Qu'ils viennent une seule journée prendre notre place. Tout le monde a été à l'école et part donc du principe qu'enseigner n'est pas «si difficile que ça». Seulement, gérer une classe de 24, 18 ou 12 élèves quand il s'agit d'enfants en grandes difficultés scolaires, qui n'ont pas envie d'être là, n'est pas chose facile. Il faut savoir faire preuve de pédagogie. Raison pour laquelle d'ailleurs, le canton de Genève est le seul en Suisse à exiger un master universitaire et une formation pédagogique pour enseigner au secondaire.
Et à Anne Hiltpold?
Elle dit qu'on exagère, mais je trouve qu'elle nous méprise énormément. 2027, c'est bientôt là et je pense qu'elle ne s'en rend pas tout à fait compte.
J'ai un peu l'impression qu'elle essaie de retourner l'opinion publique contre nous.
Et ça marche selon vous?
Entre collègues et établissements, on est soudés. En ce qui concerne la population, c'est mitigé.
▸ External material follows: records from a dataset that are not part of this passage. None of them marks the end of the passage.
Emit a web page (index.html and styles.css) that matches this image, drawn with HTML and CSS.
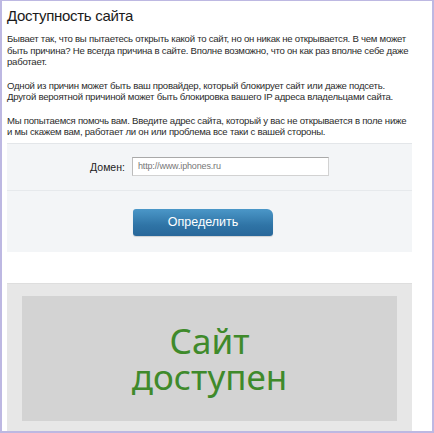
FILE: index.html
```html
<!DOCTYPE html>
<html lang="ru">
<head>
<meta charset="utf-8">
<link rel="stylesheet" href="styles.css">
</head>
<body>
<div class="frame">
  <div class="content">
    <h1 class="title">Доступность сайта</h1>
    <p class="text">Бывает так, что вы пытаетесь открыть какой то сайт, но он никак не открывается. В чем может<br>быть причина? Не всегда причина в сайте. Вполне возможно, что он как раз вполне себе даже<br>работает.</p>
    <p class="text">Одной из причин может быть ваш провайдер, который блокирует сайт или даже подсеть.<br>Другой вероятной причиной может быть блокировка вашего IP адреса владельцами сайта.</p>
    <p class="text">Мы попытаемся помочь вам. Введите адрес сайта, который у вас не открывается в поле ниже<br>и мы скажем вам, работает ли он или проблема все таки с вашей стороны.</p>
    <div class="panel">
      <div class="row row-field">
        <label class="label">Домен:</label>
        <div class="input">http://www.iphones.ru</div>
      </div>
      <div class="row row-btn">
        <div class="button">Определить</div>
      </div>
    </div>
    <div class="result">
      <div class="result-inner">
        <div class="result-text">Сайт<br>доступен</div>
      </div>
    </div>
  </div>
</div>
</body>
</html>
```
FILE: styles.css
```css
html, body {
  margin: 0;
  padding: 0;
  background: #ffffff;
}
.frame {
  width: 434px;
  height: 433px;
  box-sizing: border-box;
  border: 2px solid #bdb8e2;
  border-top-width: 1px;
  overflow: hidden;
  background: #fff;
}
.content {
  padding: 0 20px 0 5px;
  font-family: "Liberation Sans", Arial, sans-serif;
  color: #2b2b2b;
}
.title {
  margin: 0;
  padding-top: 5px;
  font-size: 15px;
  letter-spacing: -0.3px;
  line-height: 19px;
  font-weight: normal;
  color: #1a1a1a;
}
.text {
  margin: 12px 0 0;
  font-size: 9.6px;
  letter-spacing: -0.25px;
  line-height: 11.5px;
  white-space: nowrap;
}
.text:first-of-type {
  margin-top: 8px;
}
.panel {
  margin-top: 5px;
  background: #f3f5f7;
  border-top: 1px solid #e3e6e9;
}
.row {
  display: flex;
  justify-content: center;
}
.row-field {
  height: 46px;
  align-items: center;
  gap: 7px;
  border-bottom: 1px solid #e6e9ec;
}
.label {
  font-size: 10.5px;
  color: #222;
}
.input {
  width: 190px;
  height: 17px;
  padding-left: 5px;
  background: #fff;
  border: 1px solid #d2d2d2;
  border-top-color: #a9a9a9;
  border-left-color: #bcbcbc;
  font-size: 9px;
  letter-spacing: -0.15px;
  line-height: 17px;
  color: #777;
}
.row-btn {
  height: 61px;
  padding-top: 18px;
  padding-right: 13px;
  box-sizing: border-box;
}
.button {
  width: 140px;
  height: 27px;
  border-radius: 3px 6px 3px 3px;
  background: linear-gradient(#4b97c8, #2f74a6 60%, #28679a);
  box-shadow: 0 1px 1px rgba(0,0,0,0.15);
  color: #fff;
  font-size: 12.5px;
  line-height: 27px;
  text-align: center;
}
.result {
  margin-top: 31px;
  background: #e7e7e7;
  border-top: 1px solid #dedede;
  padding: 12px 15px 10px;
  height: 160px;
}
.result-inner {
  background: #d3d3d3;
  height: 125px;
  display: flex;
  align-items: center;
  justify-content: center;
}
.result-text {
  font-family: "Noto Sans", "DejaVu Sans", sans-serif;
  font-size: 35px;
  line-height: 36px;
  color: #3f8a2b;
  text-align: center;
  padding-top: 2px;
}
```
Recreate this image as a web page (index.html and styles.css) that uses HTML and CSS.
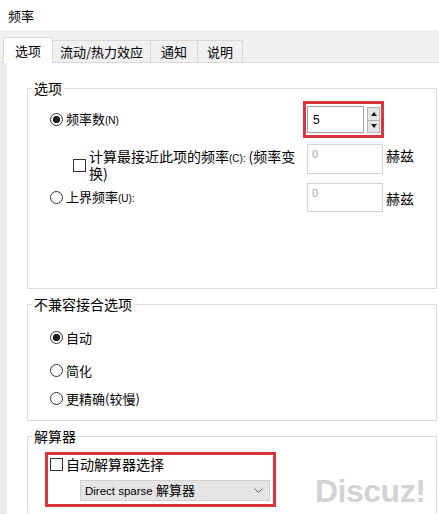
FILE: index.html
```html
<!DOCTYPE html>
<html>
<head>
    <title>频率</title>
    <link rel="stylesheet" href="styles.css">
</head>
<body>
    <div class="title">频率</div>

    <div class="tabs">
        <div class="tab active">选项</div>
        <div class="tab tab-flow">流动/热力效应</div>
        <div class="tab tab-notice">通知</div>
        <div class="tab tab-help">说明</div>
    </div>

    <div class="panel">
        <fieldset class="group">
            <legend>选项</legend>
            <div class="group-body options-body">
                <div class="row">
                    <label class="opt"><input type="radio" name="mode" class="radio" checked><span>频率数<small>(N)</small></span></label>
                    <div class="field">
                        <div class="spin">
                            <div class="spin-input">5</div>
                            <div class="spin-btns">
                                <span class="spin-btn up"></span>
                                <span class="spin-btn down"></span>
                            </div>
                        </div>
                    </div>
                </div>
                <div class="row row-near">
                    <label class="opt opt-check"><input type="checkbox" class="check"><span class="wrap-label">计算最接近此项的频率<small>(C): </small>(频率变换)</span></label>
                    <div class="field"><div class="numbox">0</div></div>
                    <div class="unit unit-top">赫兹</div>
                </div>
                <div class="row row-upper">
                    <label class="opt"><input type="radio" name="mode" class="radio"><span>上界频率<small>(U):</small></span></label>
                    <div class="field"><div class="numbox short">0</div></div>
                    <div class="unit">赫兹</div>
                </div>
            </div>
        </fieldset>

        <fieldset class="group">
            <legend>不兼容接合选项</legend>
            <div class="group-body joint-body">
                <label class="choice"><input type="radio" name="joint" class="radio" checked><span>自动</span></label>
                <label class="choice second"><input type="radio" name="joint" class="radio"><span>简化</span></label>
                <label class="choice third"><input type="radio" name="joint" class="radio"><span>更精确(较慢)</span></label>
            </div>
        </fieldset>

        <fieldset class="group">
            <legend>解算器</legend>
            <div class="group-body solver-body">
                <div class="solver-box">
                    <label class="choice auto-solver"><input type="checkbox" class="check"><span>自动解算器选择</span></label>
                    <div class="select">
                        <span><span class="latin">Direct sparse </span>解算器</span>
                        <svg width="9" height="6" viewBox="0 0 9 6"><polyline points="0.5,0.5 4.5,4.5 8.5,0.5" fill="none" stroke="#606060" stroke-width="1"/></svg>
                    </div>
                </div>
            </div>
        </fieldset>
    </div>

    <div class="watermark">Discuz!</div>
</body>
</html>
```

FILE: styles.css
```css
body {
    margin: 0;
    width: 439px;
    height: 514px;
    overflow: hidden;
    background: #fff;
    color: #000;
    font-family: "Noto Sans CJK SC", sans-serif;
    font-size: 13px;
}
small {
    font-family: "Liberation Sans", sans-serif;
    font-size: 10px;
}
.title {
    height: 30px;
    box-sizing: border-box;
    padding: 8px 0 0 8px;
    line-height: 16px;
}
.tabs {
    display: flex;
    align-items: flex-end;
    height: 32px;
    padding-left: 3px;
    background: #f0f0f0;
    border-bottom: 1px solid #d9d9d9;
}
.tab {
    height: 22px;
    box-sizing: border-box;
    margin-left: -1px;
    border: 1px solid #d9d9d9;
    border-bottom: none;
    background: #f0f0f0;
    display: flex;
    align-items: center;
    justify-content: center;
    line-height: 16px;
}
.tab.active {
    width: 50px;
    height: 26px;
    margin: 0 0 -1px 0;
    background: #fff;
    position: relative;
}
.tab-flow { width: 99px; }
.tab-notice { width: 48px; }
.tab-help { width: 46px; }

.panel {
    border-left: 7px solid #ebebeb;
    padding: 17px 2px 0 20px;
    background: #fff;
}
.group {
    margin: 0 0 7px 0;
    padding: 0;
    min-width: 0;
    border: 1px solid #dcdcdc;
}
.group legend {
    margin-left: 4px;
    padding: 0 2px;
    font-size: 14px;
    line-height: 16px;
}
.options-body {
    padding: 5px 0 76px 22px;
}
.row {
    display: flex;
    align-items: center;
}
.opt {
    width: 253px;
    display: flex;
    align-items: center;
    gap: 3px;
    line-height: 16px;
}
.field {
    width: 83px;
}
.unit {
    font-size: 14px;
    line-height: 16px;
}
.radio, .check {
    appearance: none;
    flex: none;
    margin: 0;
    width: 13px;
    height: 13px;
    box-sizing: border-box;
    border: 1px solid #333;
    background: #fff;
}
.radio {
    border-radius: 50%;
}
.radio:checked {
    background: radial-gradient(circle, #1e1e1e 0 3.4px, #fff 4px);
}

.spin {
    width: 81px;
    height: 37px;
    box-sizing: border-box;
    border: 3px solid #d9363e;
    padding: 2px 1px;
    display: flex;
    gap: 3px;
}
.spin-input {
    width: 57px;
    height: 27px;
    box-sizing: border-box;
    border: 1px solid #a0a0a0;
    padding-left: 5px;
    display: flex;
    align-items: center;
    font-family: "Liberation Sans", sans-serif;
    font-size: 12px;
}
.spin-btns {
    width: 13px;
    height: 26px;
    margin-top: 1px;
    display: flex;
    flex-direction: column;
}
.spin-btn {
    flex: 1;
    border: 1px solid #b5b5b5;
    background: #e6e6e6;
    display: flex;
    align-items: center;
    justify-content: center;
}
.spin-btn.down {
    border-top: none;
}
.spin-btn::before {
    content: "";
    border-left: 3px solid transparent;
    border-right: 3px solid transparent;
}
.spin-btn.up::before {
    border-bottom: 4px solid #111;
}
.spin-btn.down::before {
    border-top: 4px solid #111;
}

.row-near {
    align-items: flex-start;
    height: 30px;
    margin-top: 6px;
}
.opt-check {
    margin-top: 5px;
    padding-left: 23px;
    box-sizing: border-box;
}
.wrap-label {
    width: 212px;
    font-size: 14px;
    line-height: 15px;
}
.numbox {
    width: 76px;
    height: 30px;
    margin-left: 4px;
    box-sizing: border-box;
    border: 1px solid #d4d4d4;
    padding: 3px 0 0 4px;
    color: #a6a6a6;
    font-family: "Liberation Sans", sans-serif;
    font-size: 11px;
    line-height: 12px;
}
.numbox.short {
    height: 29px;
}
.unit-top {
    margin-top: 3px;
}
.row-upper {
    margin-top: 9px;
}

.joint-body {
    padding: 15px 0 12px 22px;
}
.choice {
    display: flex;
    align-items: center;
    gap: 3px;
    height: 20px;
}
.choice.second {
    margin-top: 13px;
}
.choice.third {
    margin-top: 8px;
}

.solver-body {
    padding: 8px 0 30px 17px;
}
.solver-box {
    width: 231px;
    height: 55px;
    box-sizing: border-box;
    border: 3px solid #d9363e;
    padding: 0 0 0 2px;
}
.auto-solver {
    height: 18px;
    font-size: 14px;
}
.select {
    width: 190px;
    height: 21px;
    margin: 7px 0 0 30px;
    box-sizing: border-box;
    border: 1px solid #d0d0d0;
    background: #e5e5e5;
    padding: 0 6px 0 4px;
    display: flex;
    align-items: center;
    justify-content: space-between;
    line-height: 16px;
}
.latin {
    font-family: "Liberation Sans", sans-serif;
    font-size: 11.5px;
}

.watermark {
    position: absolute;
    left: 315px;
    top: 475px;
    font-family: "Liberation Sans", sans-serif;
    font-weight: bold;
    font-size: 32px;
    line-height: 32px;
    letter-spacing: -0.5px;
    color: #d3d3d3;
}
```
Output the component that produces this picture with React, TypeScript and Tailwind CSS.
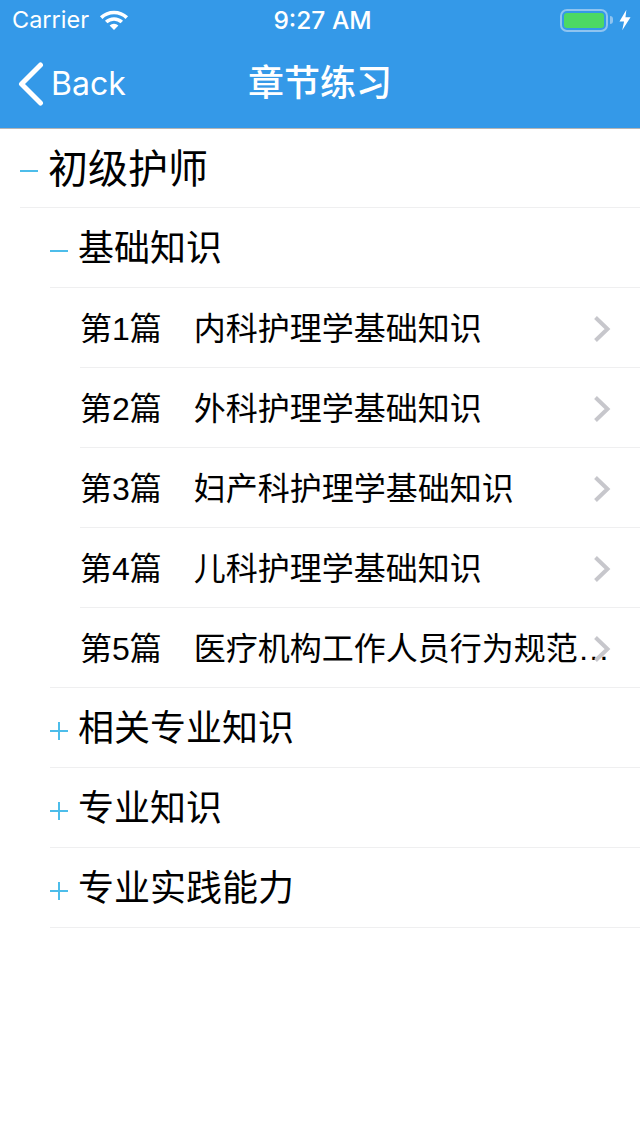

Il y a du soutien mais c'est très flou cette histoire de périodes supplémentaires, personne ne comprend vraiment ce que ça implique... Leur première réponse est plutôt de nous critiquer et de revenir sur le fait que nous sommes privilégiés car nous avons des avantages. Mais c'est difficile de comprendre quelque chose qui est très mal expliqué.
Ce mercredi après-midi, la grève a été suspendue et les cours devraient reprendre normalement dès jeudi matin. Etes-vous d'accord avec ça?
C’est bien que le dialogue soit à nouveau possible, puisqu'il était complètement fermé jusque-là. On ne cherchait qu'à nous imposer de nouvelles mesures sans pour autant nous demander notre avis. Toutefois, tout dépend de ce qu’ils nous diront, mais je suis curieuse de voir ce qu'ils vont nous proposer. La prudence reste de mise.